Anyway, the woman who died, wasn't particularly ill, she had had the cough that has been going around Southern California this year, but otherwise was not sickly. The men who also lived at her group home told me as I walked in the door last night, "Pray for Sally. She in hospital. Pray for Sally." They then went on to tell me how a fire truck had come and took her away to the hospital on a bed. I knew that she had died, but they didn't as of yet.
But Sally (not her real name) was a sweet woman. I think I will always remember her as being the gentlest person I have ever met. When she would touch your hand, or touch your face, her touch was so caring, so so gentle. She used few words, and was at times distracted by things around her. She would interact with you somewhat when you got her attention. She would respond "yes" at times to questions with a kind of upswinging inflection to her voice. She would attempt to communicate at times, and we were always delighted when we understood what she was trying to communicate. When I would visit the group home, I would bring Coke and ice cream cones. She enjoyed both, and although she would occasionally need encouragement to eat her dinner, she never needed encouragement to eat her ice cream cone. As I was thinking about her passing, it gave me great joy to think that I had the privilege of doing something for her that she really enjoyed. I may have given her more ice cream cones than any one else in the waning years of her life, and may have given her her last ice cream cone. It makes me smile to think of that. She had the ability to bring out the best in people around her. As I have already said, her gentleness caused others around her to be gentle with her and to be patient with her. Her gentle voice caused people around her to be kind and gentle with their own voices. I wish I had the ability to recruit that kind of response from people.

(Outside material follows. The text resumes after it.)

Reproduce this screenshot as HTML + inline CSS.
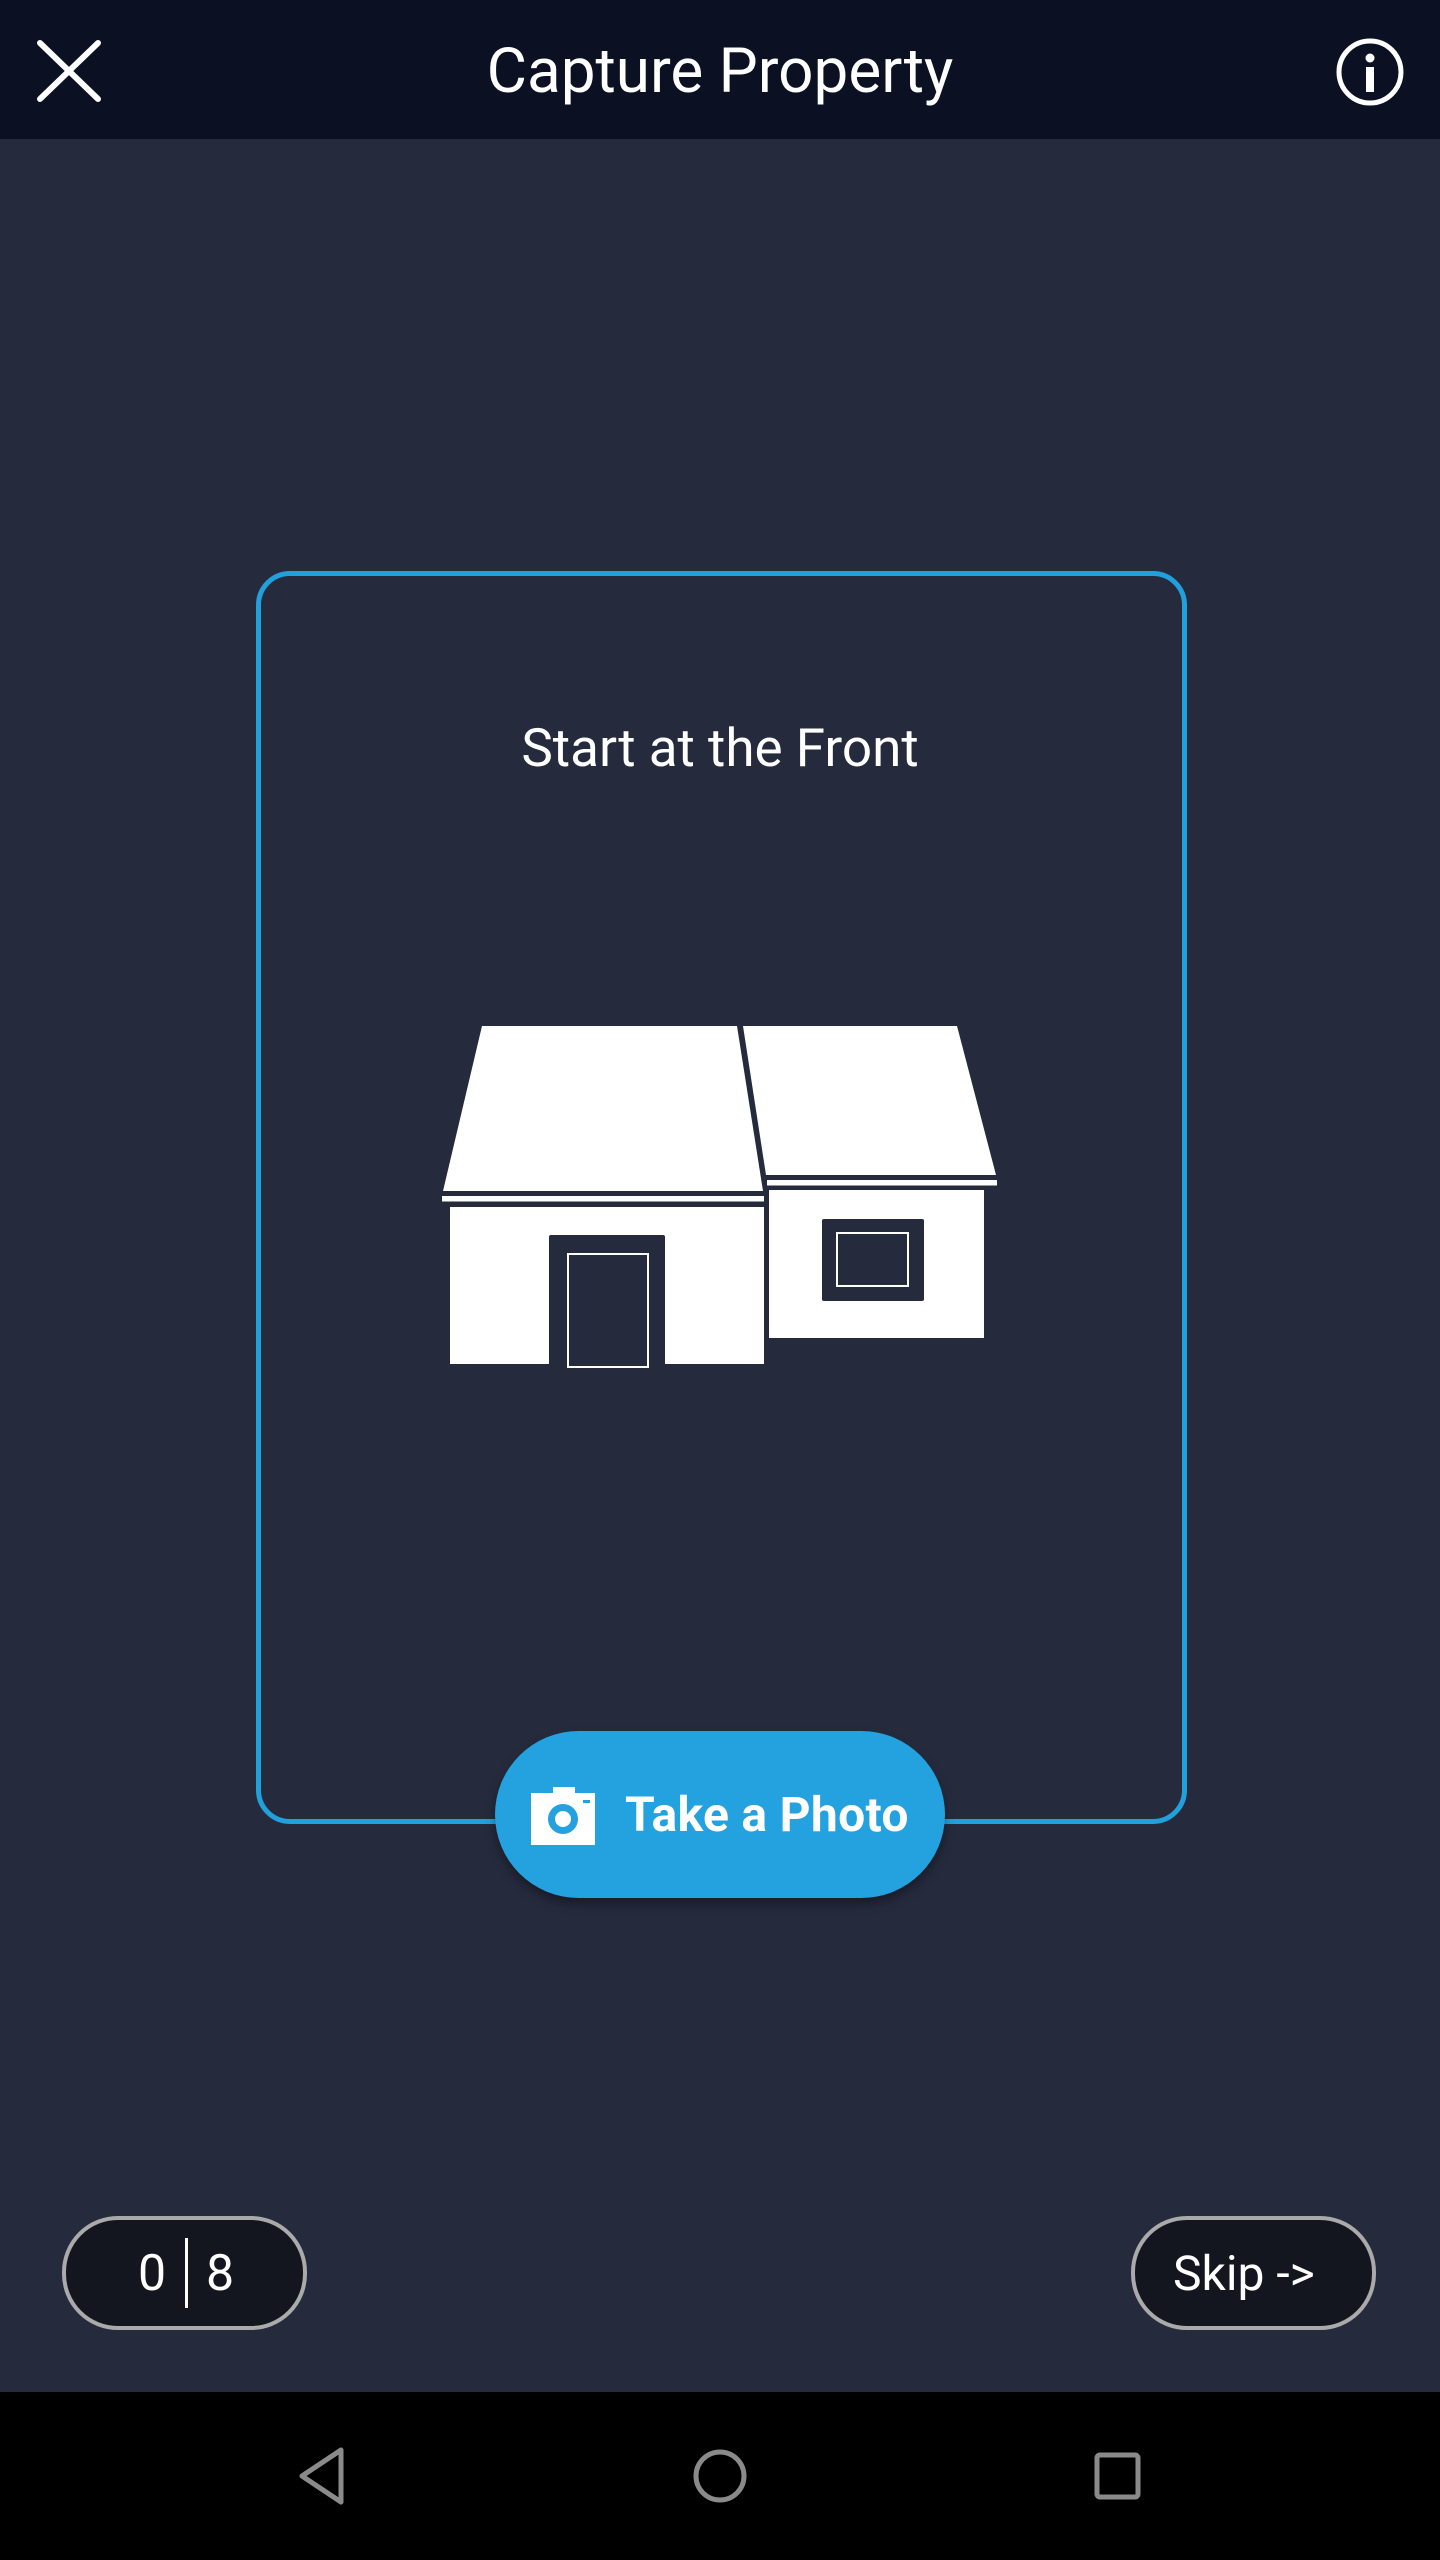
<!DOCTYPE html>
<html><head><meta charset="utf-8"><style>
html,body{margin:0;padding:0}
body{width:1440px;height:2560px;background:#252a3d;position:relative;overflow:hidden;font-family:"Roboto","Liberation Sans",sans-serif;color:#fff}
.hdr{position:absolute;left:0;top:0;width:1440px;height:139px;background:#0b1122}
.title{position:absolute;left:0;width:1440px;top:36px;text-align:center;font-size:62px;line-height:72px}
.frame{position:absolute;left:256px;top:571px;width:921px;height:1243px;border:5px solid #22a0dc;border-radius:34px}
.start{position:absolute;left:0;width:1440px;top:717px;text-align:center;font-size:53px;line-height:62px}
.btn{position:absolute;left:495px;top:1731px;width:450px;height:167px;border-radius:84px;background:#23a2df;box-shadow:0 6px 10px rgba(0,0,0,.35)}
.btn span{position:absolute;left:130px;top:54px;font-size:48px;font-weight:bold;line-height:60px;letter-spacing:0.3px}
.pill{position:absolute;top:2216px;width:237px;height:106px;border:4px solid #aaa;border-radius:56px;background:#13161f;font-size:50px}
.nav{position:absolute;left:0;top:2392px;width:1440px;height:168px;background:#000}
</style></head><body>
<div class="hdr">
<svg style="position:absolute;left:36px;top:39px" width="66" height="64"><path d="M4 4L62 60M62 4L4 60" stroke="#fff" stroke-width="6" stroke-linecap="round"/></svg>
<div class="title">Capture Property</div>
<svg style="position:absolute;left:1334px;top:36px" width="72" height="72"><circle cx="36" cy="36" r="31" fill="none" stroke="#fff" stroke-width="5"/><circle cx="36" cy="22" r="4.5" fill="#fff"/><rect x="32" y="31" width="8" height="25" fill="#fff"/></svg>
</div>
<div class="frame"></div>
<div class="start">Start at the Front</div>
<svg style="position:absolute;left:0;top:0" width="1440" height="1400">
<polygon points="482,1026 737,1026 763,1191 443,1191" fill="#fff"/>
<rect x="442" y="1196" width="322" height="5.5" fill="#fff"/>
<rect x="450" y="1207" width="314" height="157" fill="#fff"/>
<rect x="549" y="1235" width="116" height="140" rx="2" fill="#252a3d"/>
<rect x="568" y="1254" width="80" height="113" fill="none" stroke="#fff" stroke-width="2"/>
<polygon points="743,1026 957,1026 996,1175 766,1175" fill="#fff"/>
<rect x="767" y="1180" width="230" height="5.5" fill="#fff"/>
<rect x="769" y="1190" width="215" height="148" fill="#fff"/>
<rect x="822" y="1219" width="102" height="82" rx="2" fill="#252a3d"/>
<rect x="837" y="1233" width="71" height="53" fill="none" stroke="#fff" stroke-width="2"/>
</svg>
<div class="btn">
<svg style="position:absolute;left:36px;top:56px" width="64" height="58"><path d="M22 0h22v6h20v52H0V6h22z" fill="#fff"/><circle cx="32" cy="32" r="15" fill="#23a2df"/><circle cx="32" cy="32" r="8" fill="#fff"/><rect x="52" y="13" width="7" height="3" fill="#23a2df"/></svg>
<span>Take a Photo</span>
</div>
<div class="pill" style="left:62px">
<span style="position:absolute;left:72px;top:22px;line-height:64px">0</span>
<div style="position:absolute;left:119px;top:18px;width:3px;height:70px;background:#fff"></div>
<span style="position:absolute;left:140px;top:22px;line-height:64px">8</span>
</div>
<div class="pill" style="left:1131px"><span style="position:absolute;left:38px;top:22px;line-height:64px;font-size:48px">Skip -&gt;</span></div>
<div class="nav">
<svg style="position:absolute;left:0;top:0" width="1440" height="168">
<path d="M341 58L302 84L341 110Z" fill="none" stroke="#8a8a8a" stroke-width="5" stroke-linejoin="round"/>
<circle cx="720" cy="84" r="24" fill="none" stroke="#8a8a8a" stroke-width="5"/>
<rect x="1097" y="63" width="41" height="42" rx="3" fill="none" stroke="#8a8a8a" stroke-width="5"/>
</svg>
</div>
</body></html>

Her "working life" was spent going to a day program, largely adult day care, but that type of program maximized her abilities vocationally. I think it took much to get her to move from place to place.

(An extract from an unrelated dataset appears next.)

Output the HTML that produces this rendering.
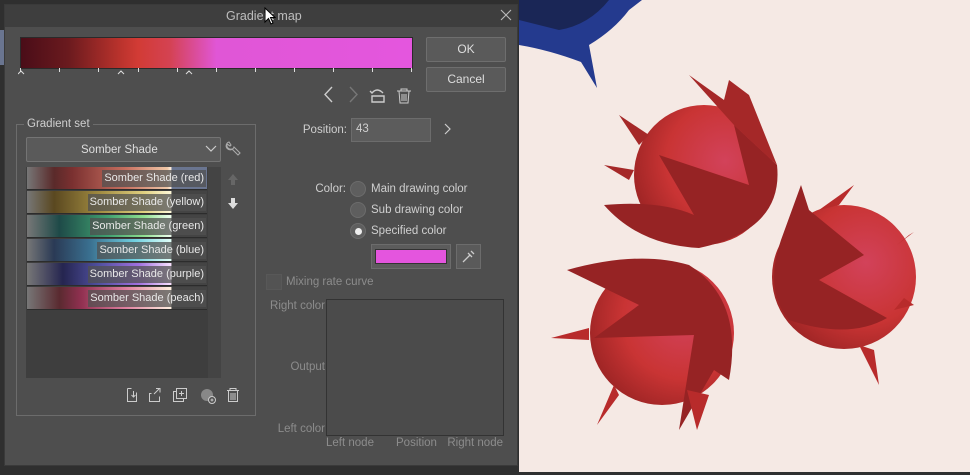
<!DOCTYPE html>
<html><head><meta charset="utf-8"><style>
*{margin:0;padding:0;box-sizing:border-box}
body{width:970px;height:475px;overflow:hidden;background:#2f2f2f;font-family:"Liberation Sans",sans-serif;font-size:11.5px;color:#cfcfcf;position:relative}
.a{position:absolute}
.t{position:absolute;white-space:nowrap;line-height:14px}
.r{position:absolute;white-space:nowrap;line-height:14px;text-align:right}
.dim{color:#8c8c8c}
.btn{position:absolute;background:#5a5a5a;border:1px solid #6e6e6e;border-radius:2px;text-align:center;color:#ddd;font-size:12px}
.item{position:absolute;left:27px;width:180px;height:23px;border-bottom:1px solid #2c2c2c}
.lbl{position:absolute;right:1px;top:3px;height:17px;padding:1px 2px;background:rgba(80,80,80,.75);color:#e8e8e8;font-size:11px;line-height:15px}
.radio{position:absolute;width:16px;height:16px;border-radius:50%;background:#5e5e5e;border:1px solid #6c6c6c}
</style></head><body>
<div class="a" style="left:0;top:30px;width:4px;height:35px;background:#6a7590"></div>
<div class="a" style="left:519px;top:0;width:451px;height:472px;background:#f5e9e4"></div>
<svg class="a" style="left:519px;top:0" width="451" height="472">
<defs>
<radialGradient id="g1" cx="0.65" cy="0.4" r="0.7"><stop offset="0" stop-color="#d2425a"/><stop offset="0.6" stop-color="#c93434"/><stop offset="1" stop-color="#9c2424"/></radialGradient>
</defs>
<path d="M0 0 H123 L110 10 Q95 30 70 45 L78 88 L62 62 Q30 50 0 45Z" fill="#243a8e"/>
<path d="M0 0 H90 Q70 25 40 30 Q20 25 0 20Z" fill="#1a2656"/>
<g>
<circle cx="185" cy="175" r="70" fill="url(#g1)"/>
<path d="M140 155 L230 185 L215 125 L258 165 Q265 230 180 248 Q120 245 85 205 Q140 200 175 215Z" fill="#962324"/>
<path d="M170 75 L205 100 L210 80 L230 95 L258 165 L215 125Z M100 115 L130 135 L120 145Z M85 165 L115 170 L110 180Z" fill="#a52828"/>
</g>
<g>
<circle cx="325" cy="277" r="72" fill="url(#g1)"/>
<path d="M345 255 L300 280 L368 318 Q330 340 270 320 Q245 290 262 240 L282 185 L290 210 Z" fill="#962324"/>
<path d="M335 185 L320 205 L300 210Z M390 235 L378 245 L395 232Z M395 305 L375 310 L385 298Z M340 345 L360 385 L355 350Z" fill="#b82b2b"/>
</g>
<g>
<circle cx="143" cy="333" r="72" fill="url(#g1)"/>
<path d="M48 270 Q120 250 170 265 Q225 300 210 380 L195 370 L160 430 L175 335 L75 338 L120 305Z" fill="#962324"/>
<path d="M32 338 L70 328 L70 340Z M78 425 L95 385 L100 395Z M178 430 L168 390 L190 395Z" fill="#b82b2b"/>
</g>
</svg>
<div class="a" style="left:4px;top:4px;width:514px;height:462px;background:#4e4e4e;border:1px solid #3a3a3a"></div>
<div class="a" style="left:5px;top:5px;width:512px;height:22px;background:#3e3e3e"></div>
<div class="t" style="left:226px;top:9px;color:#bdbdbd;font-size:12.5px">Gradient map</div>
<svg class="a" style="left:500px;top:9px" width="12" height="12"><path d="M1 1L11 11M11 1L1 11" stroke="#bbb" stroke-width="1.1"/></svg>
<svg class="a" style="left:264px;top:7px" width="12" height="18"><path d="M1 1 V15 L4.5 11.5 L7 17 L9 16 L6.5 10.5 H11Z" fill="#fff" stroke="#000" stroke-width="1"/></svg>
<div class="a" style="left:20px;top:37px;width:393px;height:32px;border:1px solid #2a2a2a;background:linear-gradient(90deg,#4a0d18 0%,#6a1a1e 12%,#b8322c 25%,#d23b35 30%,#d44252 38%,#e056d6 50%,#e456de 100%)"></div>
<svg class="a" style="left:18px;top:68px" width="400" height="8" stroke="#ddd" stroke-width="1">
<path d="M2.5 0v4M41.5 0v4M80.5 0v4M120.5 0v4M159.5 0v4M198.5 0v4M237.5 0v4M276.5 0v4M315.5 0v4M354.5 0v4M393.5 0v4"/>
<path d="M0 6 L3 3 L6 6M100 6L103 3L106 6M168 6L171 3L174 6" fill="none"/>
</svg>
<div class="btn" style="left:426px;top:37px;width:80px;height:25px;line-height:23px">OK</div>
<div class="btn" style="left:426px;top:67px;width:80px;height:25px;line-height:23px">Cancel</div>
<svg class="a" style="left:320px;top:85px" width="95" height="20" fill="none" stroke-width="1.4">
<path d="M12 2 L5 9.5 L12 17" stroke="#ccc"/>
<path d="M30 2 L37 9.5 L30 17" stroke="#777"/>
<path d="M52 8 Q57 2 63 8 M50 6 l2 2 l2 -2 M52 11 h12 v6 h-12z" stroke="#ccc"/>
<path d="M77 6h14M81 6v-2h6v2M79 6l1 12h8l1-12M82 9v7M84 9v7M86 9v7" stroke="#ccc" stroke-width="1"/>
</svg>
<div class="a" style="left:16px;top:124px;width:240px;height:292px;border:1px solid #6c6c6c"></div>
<div class="t" style="left:24px;top:117px;background:#4e4e4e;padding:0 3px">Gradient set</div>
<div class="a" style="left:26px;top:137px;width:195px;height:25px;background:#5a5a5a;border:1px solid #747474;border-radius:2px"></div>
<div class="t" style="left:81px;top:143px;color:#ddd">Somber Shade</div>
<svg class="a" style="left:205px;top:145px" width="12" height="8"><path d="M1 1 L6 6 L11 1" fill="none" stroke="#ccc" stroke-width="1.2"/></svg>
<svg class="a" style="left:225px;top:140px" width="18" height="18"><path d="M4 2 A4 4 0 1 0 9 7 L15 13 L13 15 L7 9 A4 4 0 0 1 2 4 L5 6 L6 5 Z" fill="none" stroke="#aaa" stroke-width="1.1"/></svg>
<div class="a" style="left:26px;top:167px;width:195px;height:211px;background:#3e3e3e"></div>
<div class="a" style="left:208px;top:167px;width:13px;height:211px;background:#444"></div>
<div class="item" style="top:167px;background:linear-gradient(90deg,#777,#5a2a2a 15%,#7a3030 25%,#c87060 55%,#f0c8a8 78%,#fff0e0 80%,#6a7590 80.5%)"><div class="lbl">Somber Shade (red)</div></div>
<div class="item" style="top:191px;background:linear-gradient(90deg,#777,#5a4820 15%,#a08a40 40%,#e0d080 65%,#fff8d8 80%,#444 80.5%)"><div class="lbl">Somber Shade (yellow)</div></div>
<div class="item" style="top:215px;background:linear-gradient(90deg,#777,#1e4a48 18%,#40a070 45%,#90e090 65%,#f0fff0 80%,#444 80.5%)"><div class="lbl">Somber Shade (green)</div></div>
<div class="item" style="top:239px;background:linear-gradient(90deg,#777,#2a3a55 15%,#3a7090 35%,#70d0e0 60%,#e0fff8 80%,#444 80.5%)"><div class="lbl">Somber Shade (blue)</div></div>
<div class="item" style="top:263px;background:linear-gradient(90deg,#777,#252550 20%,#5050a0 40%,#a070e0 62%,#f8e0ff 80%,#444 80.5%)"><div class="lbl">Somber Shade (purple)</div></div>
<div class="item" style="top:287px;background:linear-gradient(90deg,#777,#5a2a30 18%,#903050 30%,#e080a0 55%,#fff0e0 80%,#444 80.5%)"><div class="lbl">Somber Shade (peach)</div></div>
<svg class="a" style="left:226px;top:172px" width="16" height="40"><path d="M7 2 L2 8 H5 V13 H9 V8 H12Z" fill="#666"/><path d="M5 26 V31 H2 L7 37 L12 31 H9 V26Z" fill="#ddd"/></svg>
<svg class="a" style="left:125px;top:385px" width="120" height="20" fill="none" stroke="#ccc" stroke-width="1">
<path d="M2.5 3.5h4M2.5 3.5v13h9v-9M8.5 6v6M6.5 10l2 2l2-2"/>
<path d="M26.5 8.5h-2v8h10v-5M29 9l5-5M31 3.5h4v4"/>
<path d="M51.5 6.5h-3v10h10v-3M51.5 3.5h10v10h-10zM56.5 6v5M54 8.5h5"/>
<circle cx="82" cy="10" r="6" fill="#888" stroke="none"/><circle cx="87" cy="15" r="3.5" fill="#4e4e4e" stroke="#ccc"/><path d="M85.5 15h3M87 13.5v3"/>
<path d="M102 5.5h12M105 5.5v-2h6v2M103.5 5.5v11h9v-11M106 8v7M108 8v7M110 8v7"/>
</svg>
<div class="r" style="right:623px;top:123px">Position:</div>
<div class="a" style="left:351px;top:118px;width:80px;height:24px;background:#5c5c5c;border:1px solid #6c6c6c"></div>
<div class="t" style="left:356px;top:122px">43</div>
<svg class="a" style="left:443px;top:122px" width="10" height="14"><path d="M2 2 L7 7 L2 12" fill="none" stroke="#ccc" stroke-width="1.2"/></svg>
<div class="r" style="right:624px;top:182px">Color:</div>
<div class="radio" style="left:350px;top:181px"></div><div class="t" style="left:371px;top:182px">Main drawing color</div>
<div class="radio" style="left:350px;top:202px"></div><div class="t" style="left:371px;top:203px">Sub drawing color</div>
<div class="radio" style="left:350px;top:223px"></div><div class="a" style="left:355px;top:228px;width:7px;height:7px;border-radius:50%;background:#eee"></div><div class="t" style="left:371px;top:224px">Specified color</div>
<div class="a" style="left:371px;top:244px;width:80px;height:25px;background:#5c5c5c;border:1px solid #6c6c6c"></div>
<div class="a" style="left:375px;top:249px;width:72px;height:15px;background:#e455de;border:1px solid #333"></div>
<div class="a" style="left:456px;top:244px;width:25px;height:25px;background:#5a5a5a;border:1px solid #6c6c6c"></div>
<svg class="a" style="left:460px;top:248px" width="17" height="17"><path d="M3 14 L10 7 M8 5 L12 9 M11 3 L14 6" fill="none" stroke="#ccc" stroke-width="1.3"/></svg>
<div class="a" style="left:266px;top:274px;width:16px;height:16px;background:#535353;border:1px solid #585858"></div>
<div class="t dim" style="left:286px;top:275px">Mixing rate curve</div>
<div class="a" style="left:326px;top:299px;width:178px;height:137px;border:1px solid #333;background:#4b4b4b"></div>
<div class="r dim" style="right:645px;top:299px">Right color</div>
<div class="r dim" style="right:645px;top:360px">Output</div>
<div class="r dim" style="right:645px;top:422px">Left color</div>
<div class="t dim" style="left:326px;top:436px">Left node</div>
<div class="t dim" style="left:396px;top:436px">Position</div>
<div class="r dim" style="right:467px;top:436px">Right node</div>
</body></html>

She was loved by her roommate, by the group home caretakers, who both cried at her passing and by the men at the group home who were so intent on her being prayed for while she was in the hospital. I too will remember her the rest of my life.
Because her group home parents are limited in their ability to speak English, they asked me if I would tell the men in the group home about the fact that she died. I must say that I have never had the experience of sharing the death of a person with a group of intellectually disabled adults before. I asked them to all sit down together on a couple of couches and I sat on the floor in front of them.
"Do you remember that you told me that the fire truck came, and they took Sally to the hospital on the bed?"
"Yes" they all replied and recanted the excitement of the fire men and the fire trucks, and said once again, "You need to pray for Sally, she in hospital."
"Well, Sally was very sick when she went to the hospital and while she was in the hospital, she died."
"Yes, Sally died in the hospital. That means that we won't ever see Sally again and that makes me sad. But we know that Sally is in heaven with Jesus."
There was silence for a moment.
"So we will be sad for a while, but we can be happy because we know that Sally is in heaven with Jesus."
"Sally is in heaven" several of the men repeated.
One of the men said, "Will I die?"
"Yes, you will die, and I will die, and Kathi (my wife who they know) will die, and Fred (the group home dad) will die. We will all die someday."
"I no die" said one of men. "I no die, Jeff."
"Well you will die someday, and you will be with Jesus in heaven."
"I no die, Jeff."
I then led them in a prayer for Sally's family, and they stopped asking me to pray for Sally in the hospital. It seemed they understood.
One last comment on this. My wife Kathi noted to me today that in at least two recent situations where a close friend of one of our friends who are Christians with intellectual disabilities died, that there is immediate acceptance. Sure they are sad, but very briefly, and they are quick to talk about their friend being with Jesus, being in heaven. It is as if their faith is so strong, that they immediately accept the truth of what they have been told about what happens to someone who dies "in the Lord." As 1 Thessalonians 4:13 says, "But we do not want you to be uninformed, brethren, about those who are asleep, so that you will not grieve as do the rest of those who have no hope." My friends with intellectual disabilities appear to grieve as people with hope.
Upon hearing about Sally's passing, her roomate commented, "She doesn't have down's syndrome anymore." I don't know if that is true, but I know what she meant and what she meant is true. Her future is one that is entirely unimpaired in her vision and her understanding of God.